## Problem
Reproduce the listing word for word, leaving every picture behind.

+++ Stored data +++

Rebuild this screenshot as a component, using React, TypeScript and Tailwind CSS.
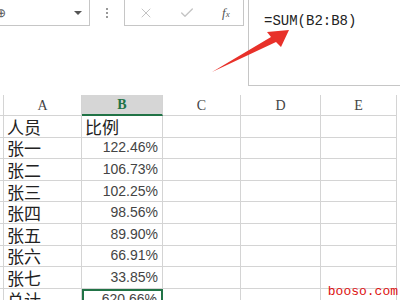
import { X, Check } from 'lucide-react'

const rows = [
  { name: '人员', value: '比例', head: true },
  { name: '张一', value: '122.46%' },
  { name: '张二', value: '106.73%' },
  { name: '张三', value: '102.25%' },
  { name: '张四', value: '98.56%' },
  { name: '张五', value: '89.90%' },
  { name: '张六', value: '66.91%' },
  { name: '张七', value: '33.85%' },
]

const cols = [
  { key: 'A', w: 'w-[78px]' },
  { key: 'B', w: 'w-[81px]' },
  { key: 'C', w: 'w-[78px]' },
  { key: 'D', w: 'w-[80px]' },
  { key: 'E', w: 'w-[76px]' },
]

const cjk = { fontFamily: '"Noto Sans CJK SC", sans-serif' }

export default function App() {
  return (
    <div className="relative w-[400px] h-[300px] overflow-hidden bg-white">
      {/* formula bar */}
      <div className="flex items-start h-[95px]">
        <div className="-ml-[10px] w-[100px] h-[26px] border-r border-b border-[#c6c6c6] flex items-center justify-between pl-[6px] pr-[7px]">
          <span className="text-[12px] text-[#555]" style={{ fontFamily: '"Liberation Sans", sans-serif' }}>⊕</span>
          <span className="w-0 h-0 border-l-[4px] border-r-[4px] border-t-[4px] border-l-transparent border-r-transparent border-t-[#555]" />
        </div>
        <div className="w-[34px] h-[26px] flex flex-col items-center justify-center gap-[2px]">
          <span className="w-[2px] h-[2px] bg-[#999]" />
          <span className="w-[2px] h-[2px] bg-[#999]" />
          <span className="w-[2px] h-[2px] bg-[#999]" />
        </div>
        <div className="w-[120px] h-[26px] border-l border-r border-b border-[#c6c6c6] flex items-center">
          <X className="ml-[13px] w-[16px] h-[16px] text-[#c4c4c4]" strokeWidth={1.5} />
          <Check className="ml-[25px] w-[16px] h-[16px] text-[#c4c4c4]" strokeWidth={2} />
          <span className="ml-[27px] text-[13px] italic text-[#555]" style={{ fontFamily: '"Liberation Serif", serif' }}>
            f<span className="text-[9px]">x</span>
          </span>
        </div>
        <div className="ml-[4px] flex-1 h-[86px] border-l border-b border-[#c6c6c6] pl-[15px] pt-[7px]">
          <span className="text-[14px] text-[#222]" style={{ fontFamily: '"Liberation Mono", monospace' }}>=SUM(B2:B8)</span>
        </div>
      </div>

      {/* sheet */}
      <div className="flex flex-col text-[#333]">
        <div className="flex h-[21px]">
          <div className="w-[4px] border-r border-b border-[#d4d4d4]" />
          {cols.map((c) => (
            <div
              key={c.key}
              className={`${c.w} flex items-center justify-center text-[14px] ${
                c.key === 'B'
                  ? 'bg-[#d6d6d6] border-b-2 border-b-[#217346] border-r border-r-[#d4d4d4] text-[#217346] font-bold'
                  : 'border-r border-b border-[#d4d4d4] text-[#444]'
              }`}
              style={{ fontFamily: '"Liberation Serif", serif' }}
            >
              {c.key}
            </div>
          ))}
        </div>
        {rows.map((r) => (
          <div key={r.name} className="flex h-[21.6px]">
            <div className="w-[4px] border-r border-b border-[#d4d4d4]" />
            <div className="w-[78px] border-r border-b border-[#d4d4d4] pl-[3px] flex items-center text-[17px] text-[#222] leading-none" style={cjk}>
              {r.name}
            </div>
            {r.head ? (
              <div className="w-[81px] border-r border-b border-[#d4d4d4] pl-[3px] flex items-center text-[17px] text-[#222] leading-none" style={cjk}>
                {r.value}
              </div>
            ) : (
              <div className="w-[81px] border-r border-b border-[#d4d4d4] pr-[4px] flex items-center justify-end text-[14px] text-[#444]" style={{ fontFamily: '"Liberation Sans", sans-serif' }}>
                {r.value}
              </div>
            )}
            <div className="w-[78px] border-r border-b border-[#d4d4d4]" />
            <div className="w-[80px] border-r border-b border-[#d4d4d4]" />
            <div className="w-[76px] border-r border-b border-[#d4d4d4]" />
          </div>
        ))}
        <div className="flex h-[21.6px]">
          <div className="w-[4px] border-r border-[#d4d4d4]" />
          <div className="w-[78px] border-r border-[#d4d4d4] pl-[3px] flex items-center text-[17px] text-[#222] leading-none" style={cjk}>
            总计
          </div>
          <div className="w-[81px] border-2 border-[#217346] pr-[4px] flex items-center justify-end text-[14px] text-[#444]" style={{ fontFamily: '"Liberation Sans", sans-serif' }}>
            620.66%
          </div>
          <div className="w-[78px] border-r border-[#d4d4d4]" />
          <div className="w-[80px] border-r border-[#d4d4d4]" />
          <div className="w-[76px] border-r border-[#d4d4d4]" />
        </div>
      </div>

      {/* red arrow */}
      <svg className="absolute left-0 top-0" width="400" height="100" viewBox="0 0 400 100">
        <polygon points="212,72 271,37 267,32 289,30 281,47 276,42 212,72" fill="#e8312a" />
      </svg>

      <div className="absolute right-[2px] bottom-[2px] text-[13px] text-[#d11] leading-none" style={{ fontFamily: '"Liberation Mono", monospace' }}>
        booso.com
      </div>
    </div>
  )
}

+++

## Final result
Rebuild this screenshot as a component, using React, TypeScript and Tailwind CSS.
import { X, Check } from 'lucide-react'

const rows = [
  { name: '人员', value: '比例', head: true },
  { name: '张一', value: '122.46%' },
  { name: '张二', value: '106.73%' },
  { name: '张三', value: '102.25%' },
  { name: '张四', value: '98.56%' },
  { name: '张五', value: '89.90%' },
  { name: '张六', value: '66.91%' },
  { name: '张七', value: '33.85%' },
]

const cols = [
  { key: 'A', w: 'w-[78px]' },
  { key: 'B', w: 'w-[81px]' },
  { key: 'C', w: 'w-[78px]' },
  { key: 'D', w: 'w-[80px]' },
  { key: 'E', w: 'w-[76px]' },
]

const cjk = { fontFamily: '"Noto Sans CJK SC", sans-serif' }

export default function App() {
  return (
    <div className="relative w-[400px] h-[300px] overflow-hidden bg-white">
      {/* formula bar */}
      <div className="flex items-start h-[95px]">
        <div className="-ml-[10px] w-[100px] h-[26px] border-r border-b border-[#c6c6c6] flex items-center justify-between pl-[6px] pr-[7px]">
          <span className="text-[12px] text-[#555]" style={{ fontFamily: '"Liberation Sans", sans-serif' }}>⊕</span>
          <span className="w-0 h-0 border-l-[4px] border-r-[4px] border-t-[4px] border-l-transparent border-r-transparent border-t-[#555]" />
        </div>
        <div className="w-[34px] h-[26px] flex flex-col items-center justify-center gap-[2px]">
          <span className="w-[2px] h-[2px] bg-[#999]" />
          <span className="w-[2px] h-[2px] bg-[#999]" />
          <span className="w-[2px] h-[2px] bg-[#999]" />
        </div>
        <div className="w-[120px] h-[26px] border-l border-r border-b border-[#c6c6c6] flex items-center">
          <X className="ml-[13px] w-[16px] h-[16px] text-[#c4c4c4]" strokeWidth={1.5} />
          <Check className="ml-[25px] w-[16px] h-[16px] text-[#c4c4c4]" strokeWidth={2} />
          <span className="ml-[27px] text-[13px] italic text-[#555]" style={{ fontFamily: '"Liberation Serif", serif' }}>
            f<span className="text-[9px]">x</span>
          </span>
        </div>
        <div className="ml-[4px] flex-1 h-[86px] border-l border-b border-[#c6c6c6] pl-[15px] pt-[7px]">
          <span className="text-[14px] text-[#222]" style={{ fontFamily: '"Liberation Mono", monospace' }}>=SUM(B2:B8)</span>
        </div>
      </div>

      {/* sheet */}
      <div className="flex flex-col text-[#333]">
        <div className="flex h-[21px]">
          <div className="w-[4px] border-r border-b border-[#d4d4d4]" />
          {cols.map((c) => (
            <div
              key={c.key}
              className={`${c.w} flex items-center justify-center text-[14px] ${
                c.key === 'B'
                  ? 'bg-[#d6d6d6] border-b-2 border-b-[#217346] border-r border-r-[#d4d4d4] text-[#217346] font-bold'
                  : 'border-r border-b border-[#d4d4d4] text-[#444]'
              }`}
              style={{ fontFamily: '"Liberation Serif", serif' }}
            >
              {c.key}
            </div>
          ))}
        </div>
        {rows.map((r) => (
          <div key={r.name} className="flex h-[21.6px]">
            <div className="w-[4px] border-r border-b border-[#d4d4d4]" />
            <div className="w-[78px] border-r border-b border-[#d4d4d4] pl-[3px] flex items-center text-[17px] text-[#222] leading-none" style={cjk}>
              {r.name}
            </div>
            {r.head ? (
              <div className="w-[81px] border-r border-b border-[#d4d4d4] pl-[3px] flex items-center text-[17px] text-[#222] leading-none" style={cjk}>
                {r.value}
              </div>
            ) : (
              <div className="w-[81px] border-r border-b border-[#d4d4d4] pr-[4px] flex items-center justify-end text-[14px] text-[#444]" style={{ fontFamily: '"Liberation Sans", sans-serif' }}>
                {r.value}
              </div>
            )}
            <div className="w-[78px] border-r border-b border-[#d4d4d4]" />
            <div className="w-[80px] border-r border-b border-[#d4d4d4]" />
            <div className="w-[76px] border-r border-b border-[#d4d4d4]" />
          </div>
        ))}
        <div className="flex h-[21.6px]">
          <div className="w-[4px] border-r border-[#d4d4d4]" />
          <div className="w-[78px] border-r border-[#d4d4d4] pl-[3px] flex items-center text-[17px] text-[#222] leading-none" style={cjk}>
            总计
          </div>
          <div className="w-[81px] border-2 border-[#217346] pr-[4px] flex items-center justify-end text-[14px] text-[#444]" style={{ fontFamily: '"Liberation Sans", sans-serif' }}>
            620.66%
          </div>
          <div className="w-[78px] border-r border-[#d4d4d4]" />
          <div className="w-[80px] border-r border-[#d4d4d4]" />
          <div className="w-[76px] border-r border-[#d4d4d4]" />
        </div>
      </div>

      {/* red arrow */}
      <svg className="absolute left-0 top-0" width="400" height="100" viewBox="0 0 400 100">
        <polygon points="212,72 271,37 267,32 289,30 281,47 276,42 212,72" fill="#e8312a" />
      </svg>

      <div className="absolute right-[2px] bottom-[2px] text-[13px] text-[#d11] leading-none" style={{ fontFamily: '"Liberation Mono", monospace' }}>
        booso.com
      </div>
    </div>
  )
}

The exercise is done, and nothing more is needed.